The invasion and control of Corfu and the Ionian Islands, was part of Mussolini's strategy to resurrect the Roman Empire. Consequently, the Italians ruled the Ionian Islands as a separate entity from the rest of Greece with the aim of formal annexation after the war. The Italians began to implement political, social, economic, educational and cultural measures to de-Hellenise the islands. For example, the Italian political authorities forbade all communication with mainland Greece, introduced the compulsory learning of the Italian language and limited the teaching of Greek history. Additionally, the economies of the islands were re-orientated towards Italy including a new currency, tax system and application of Italian law. Concentration camps were also established in Paxos and Othoni.

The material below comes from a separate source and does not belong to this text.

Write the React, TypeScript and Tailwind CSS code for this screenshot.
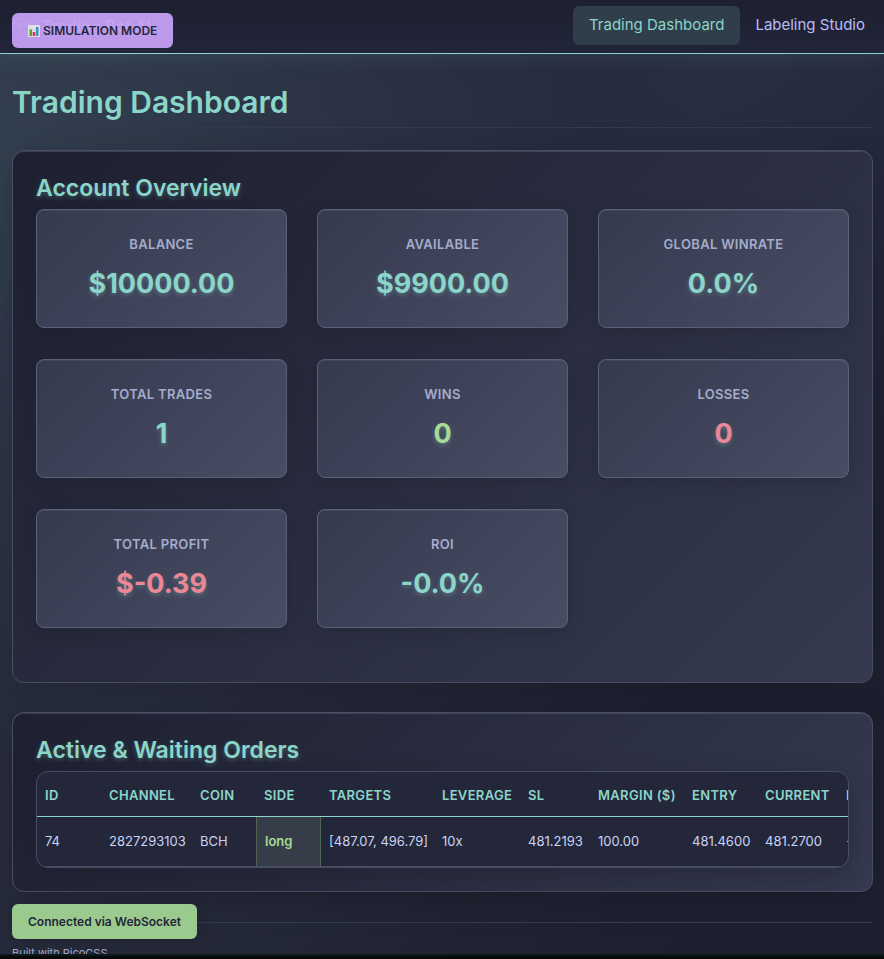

The whole administration of the Ionian Islands was set up by the Central Civil Affairs Office based in Corfu with a vice governor on each island including Zakynthos with authority to issue decrees about administrative matters. The head of the Office belonged directly to the Italian Ministry of Foreign Affairs. However, very few of the proposals were implemented as the Germans were concerned of further alienating the Greek population which was already strongly opposing the Bulgarian annexations in the north-east.

In 1943, after fascism fell in Italy, the Italians surrendered and the Germans took control of the Ionian islands. The German occupation of Zakynthos lasted almost 12 months with the population suffering many depredations. As the British Marines moved in to drive out the Germans, Zakynthos was liberated in 1944.

In 1978, Yad Vashem, the Holocaust Martyrs' and Heroes' Remembrance Authority in Israel, honoured Bishop Chrysostomos and Mayor Loukas Karrer with the title of "Righteous among the Nations", an honor given to non-Jews who, at personal risk, saved Jews during the Holocaust. After the war, the Jews of Zakynthos moved either to Israel or Athens.